▸ **Extracted entries**:
####

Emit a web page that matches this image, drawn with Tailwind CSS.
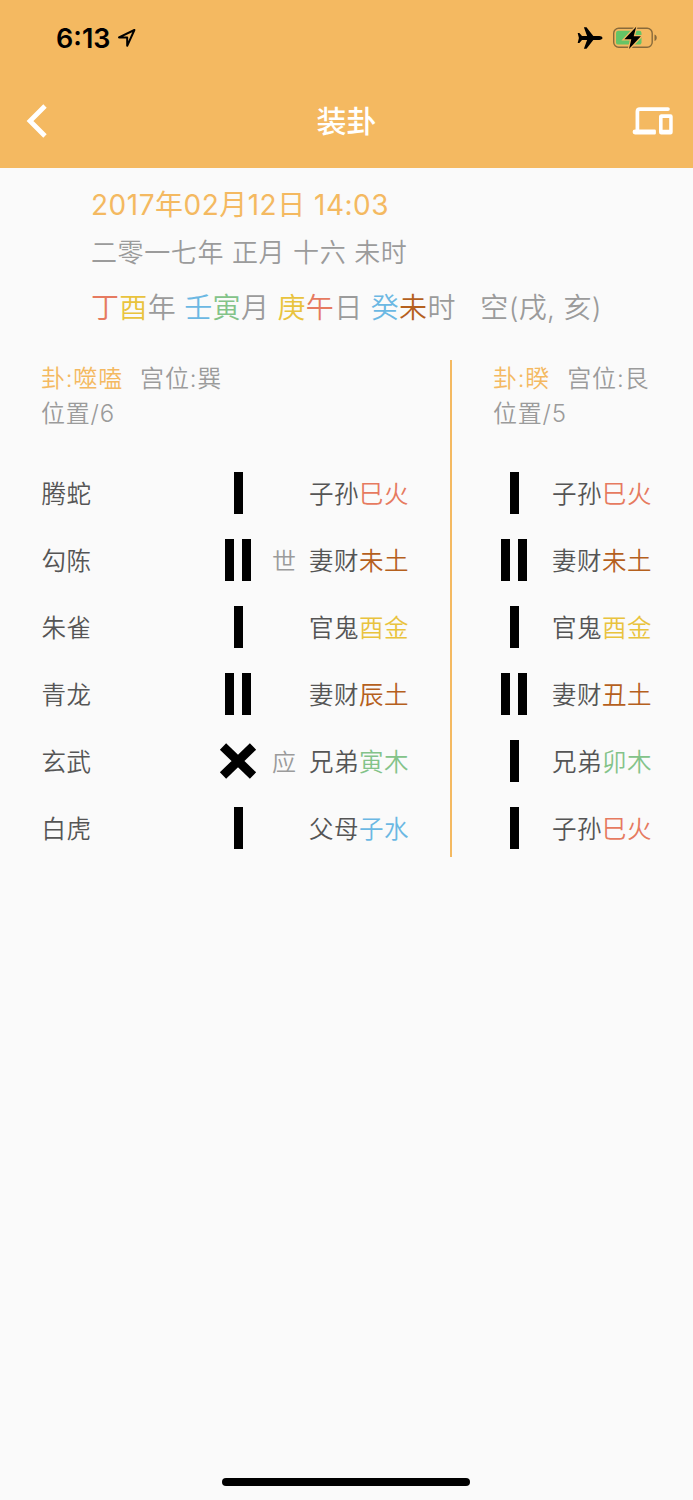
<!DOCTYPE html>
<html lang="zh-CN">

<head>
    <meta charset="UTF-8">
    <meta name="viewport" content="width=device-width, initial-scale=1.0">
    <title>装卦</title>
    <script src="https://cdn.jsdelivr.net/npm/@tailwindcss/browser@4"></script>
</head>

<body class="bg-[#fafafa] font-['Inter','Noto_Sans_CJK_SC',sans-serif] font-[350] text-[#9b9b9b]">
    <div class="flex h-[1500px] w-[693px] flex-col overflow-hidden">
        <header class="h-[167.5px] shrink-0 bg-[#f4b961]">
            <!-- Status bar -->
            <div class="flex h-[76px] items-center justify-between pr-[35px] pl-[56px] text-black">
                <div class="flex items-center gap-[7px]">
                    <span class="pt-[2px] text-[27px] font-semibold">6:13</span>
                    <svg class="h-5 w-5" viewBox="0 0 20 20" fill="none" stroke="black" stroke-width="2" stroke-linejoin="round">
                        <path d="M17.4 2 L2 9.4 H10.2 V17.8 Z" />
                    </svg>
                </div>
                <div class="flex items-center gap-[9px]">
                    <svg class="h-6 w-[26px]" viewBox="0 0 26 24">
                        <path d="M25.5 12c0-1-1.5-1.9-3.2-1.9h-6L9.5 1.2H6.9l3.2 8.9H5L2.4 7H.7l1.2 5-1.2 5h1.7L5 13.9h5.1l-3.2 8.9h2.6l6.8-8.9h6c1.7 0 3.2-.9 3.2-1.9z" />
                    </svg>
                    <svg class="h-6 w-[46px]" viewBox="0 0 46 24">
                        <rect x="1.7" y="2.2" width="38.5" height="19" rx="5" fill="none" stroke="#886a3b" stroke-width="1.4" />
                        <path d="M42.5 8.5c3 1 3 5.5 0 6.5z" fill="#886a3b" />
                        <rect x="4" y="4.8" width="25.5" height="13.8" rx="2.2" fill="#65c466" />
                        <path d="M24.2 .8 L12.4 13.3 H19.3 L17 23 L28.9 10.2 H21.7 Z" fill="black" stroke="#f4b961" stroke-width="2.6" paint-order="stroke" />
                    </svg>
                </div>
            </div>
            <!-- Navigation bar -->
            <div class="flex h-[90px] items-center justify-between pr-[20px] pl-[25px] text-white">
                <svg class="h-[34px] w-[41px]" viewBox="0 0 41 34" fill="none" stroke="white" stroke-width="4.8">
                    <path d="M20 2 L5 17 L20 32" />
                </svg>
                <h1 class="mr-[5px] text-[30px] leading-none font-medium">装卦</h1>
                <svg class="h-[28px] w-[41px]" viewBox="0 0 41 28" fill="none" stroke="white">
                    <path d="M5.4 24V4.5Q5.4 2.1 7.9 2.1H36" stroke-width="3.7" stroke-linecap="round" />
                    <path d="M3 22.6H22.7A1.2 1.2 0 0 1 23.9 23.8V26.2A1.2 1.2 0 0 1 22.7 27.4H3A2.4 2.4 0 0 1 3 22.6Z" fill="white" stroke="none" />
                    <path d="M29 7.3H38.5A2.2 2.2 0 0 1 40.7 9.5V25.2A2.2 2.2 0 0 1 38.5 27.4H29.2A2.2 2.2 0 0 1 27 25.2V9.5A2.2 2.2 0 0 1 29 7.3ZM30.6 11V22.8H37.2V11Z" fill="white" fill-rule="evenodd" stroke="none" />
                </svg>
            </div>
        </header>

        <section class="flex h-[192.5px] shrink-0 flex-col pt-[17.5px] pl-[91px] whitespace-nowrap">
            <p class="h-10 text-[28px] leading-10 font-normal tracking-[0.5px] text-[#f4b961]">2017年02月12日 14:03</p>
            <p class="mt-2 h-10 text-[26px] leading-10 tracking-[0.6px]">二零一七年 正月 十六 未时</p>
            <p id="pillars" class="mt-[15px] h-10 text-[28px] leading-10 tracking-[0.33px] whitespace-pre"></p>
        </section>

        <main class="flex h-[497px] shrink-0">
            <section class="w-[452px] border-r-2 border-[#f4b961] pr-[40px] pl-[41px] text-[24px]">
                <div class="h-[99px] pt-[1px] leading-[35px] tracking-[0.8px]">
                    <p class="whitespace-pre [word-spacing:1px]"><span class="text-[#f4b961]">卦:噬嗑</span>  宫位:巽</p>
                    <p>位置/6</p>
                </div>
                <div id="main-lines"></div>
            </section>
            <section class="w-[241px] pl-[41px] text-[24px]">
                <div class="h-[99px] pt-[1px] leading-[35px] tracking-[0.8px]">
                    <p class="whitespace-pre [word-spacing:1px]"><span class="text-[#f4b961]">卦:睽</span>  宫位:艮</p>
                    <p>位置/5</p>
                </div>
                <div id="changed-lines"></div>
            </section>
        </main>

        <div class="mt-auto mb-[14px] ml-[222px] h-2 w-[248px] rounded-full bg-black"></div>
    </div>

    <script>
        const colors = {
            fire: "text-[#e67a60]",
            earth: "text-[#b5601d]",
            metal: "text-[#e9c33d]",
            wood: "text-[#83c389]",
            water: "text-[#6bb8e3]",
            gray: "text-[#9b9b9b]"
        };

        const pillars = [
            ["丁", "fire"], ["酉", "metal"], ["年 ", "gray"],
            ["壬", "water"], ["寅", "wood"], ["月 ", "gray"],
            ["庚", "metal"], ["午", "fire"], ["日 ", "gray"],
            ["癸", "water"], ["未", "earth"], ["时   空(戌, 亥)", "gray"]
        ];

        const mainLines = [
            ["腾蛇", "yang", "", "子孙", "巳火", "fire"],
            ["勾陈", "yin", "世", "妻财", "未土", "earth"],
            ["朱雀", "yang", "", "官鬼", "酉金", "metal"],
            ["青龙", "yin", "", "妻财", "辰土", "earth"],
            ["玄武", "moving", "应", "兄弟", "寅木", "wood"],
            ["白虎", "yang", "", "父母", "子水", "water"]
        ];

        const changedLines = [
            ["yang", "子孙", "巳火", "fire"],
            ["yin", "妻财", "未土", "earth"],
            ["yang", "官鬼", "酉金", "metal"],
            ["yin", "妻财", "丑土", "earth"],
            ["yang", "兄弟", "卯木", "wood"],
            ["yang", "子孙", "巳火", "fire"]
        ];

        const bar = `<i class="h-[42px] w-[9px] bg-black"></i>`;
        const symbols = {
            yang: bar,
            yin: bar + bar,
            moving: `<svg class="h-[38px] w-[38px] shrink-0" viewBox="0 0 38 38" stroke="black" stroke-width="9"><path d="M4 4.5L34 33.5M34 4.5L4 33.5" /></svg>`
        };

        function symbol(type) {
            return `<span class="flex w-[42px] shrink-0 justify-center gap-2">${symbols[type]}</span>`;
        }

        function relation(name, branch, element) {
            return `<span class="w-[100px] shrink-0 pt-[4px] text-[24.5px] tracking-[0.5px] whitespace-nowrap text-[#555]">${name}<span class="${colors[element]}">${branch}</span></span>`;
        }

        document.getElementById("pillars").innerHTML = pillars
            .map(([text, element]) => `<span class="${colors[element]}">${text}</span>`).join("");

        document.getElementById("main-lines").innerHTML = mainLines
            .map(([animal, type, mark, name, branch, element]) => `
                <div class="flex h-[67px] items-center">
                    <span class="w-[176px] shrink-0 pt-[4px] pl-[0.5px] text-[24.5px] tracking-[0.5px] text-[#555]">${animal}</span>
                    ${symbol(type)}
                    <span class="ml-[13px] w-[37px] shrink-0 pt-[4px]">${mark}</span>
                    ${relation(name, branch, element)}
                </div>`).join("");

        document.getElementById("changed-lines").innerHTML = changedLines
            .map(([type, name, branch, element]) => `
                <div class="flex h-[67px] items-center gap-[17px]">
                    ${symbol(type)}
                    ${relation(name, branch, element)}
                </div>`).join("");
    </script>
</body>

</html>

####

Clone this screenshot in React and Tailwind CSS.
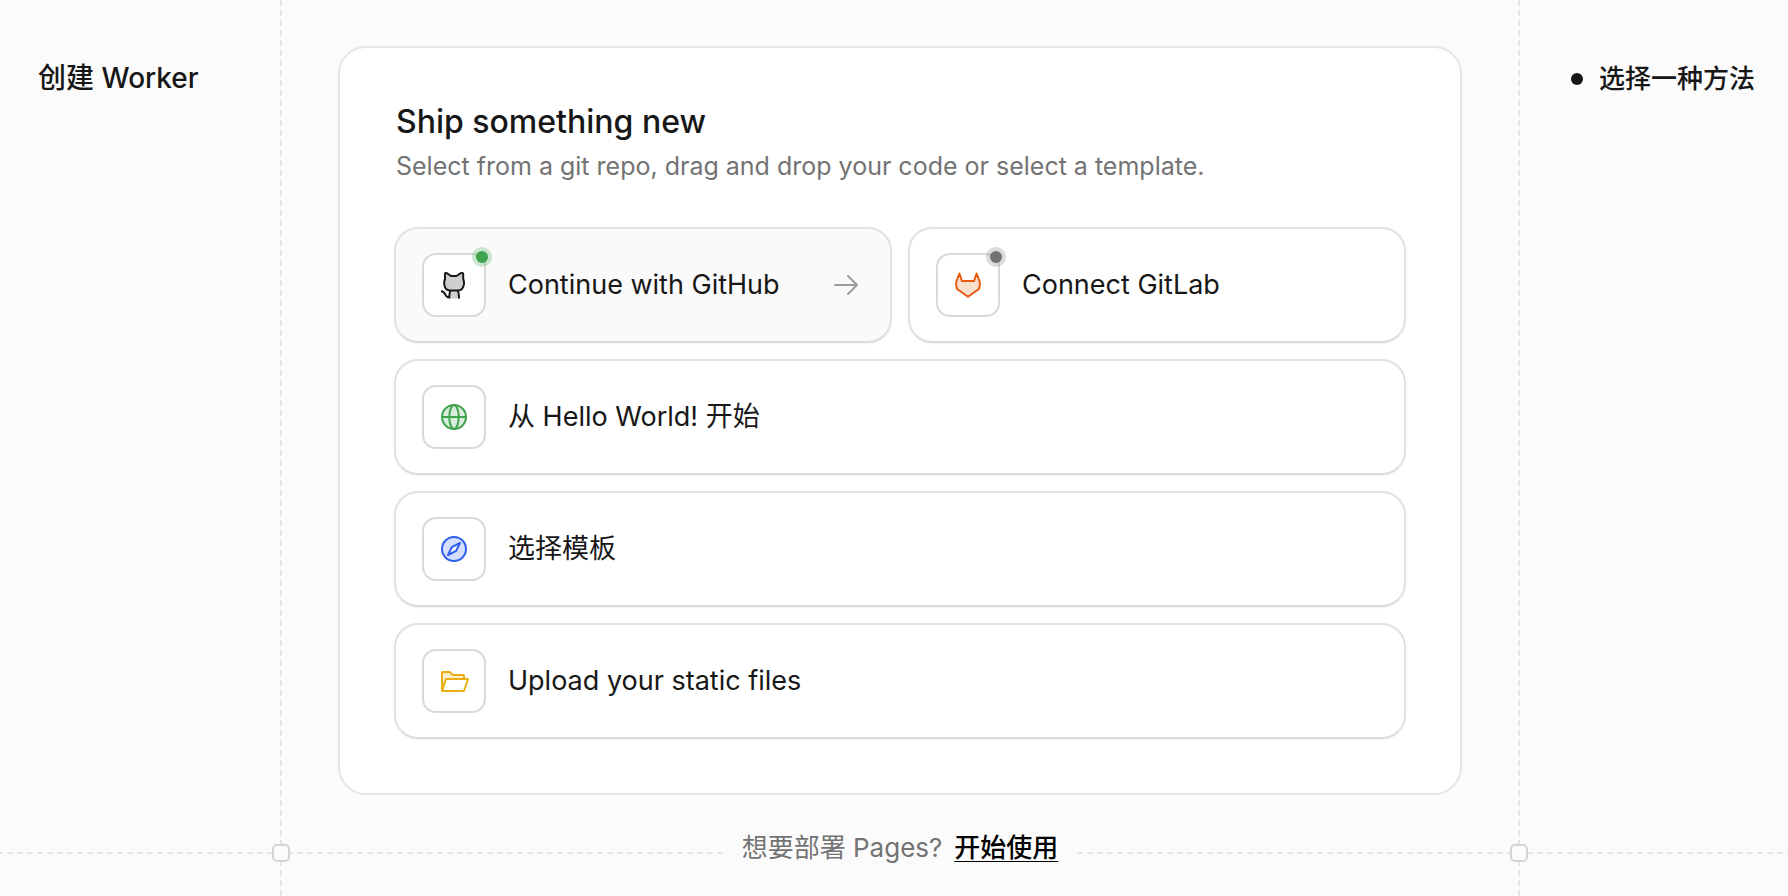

####

Show the lines of the material that contain the word "this".

Emit a web page that matches this image, drawn with Tailwind CSS.
Clone this screenshot in React and Tailwind CSS.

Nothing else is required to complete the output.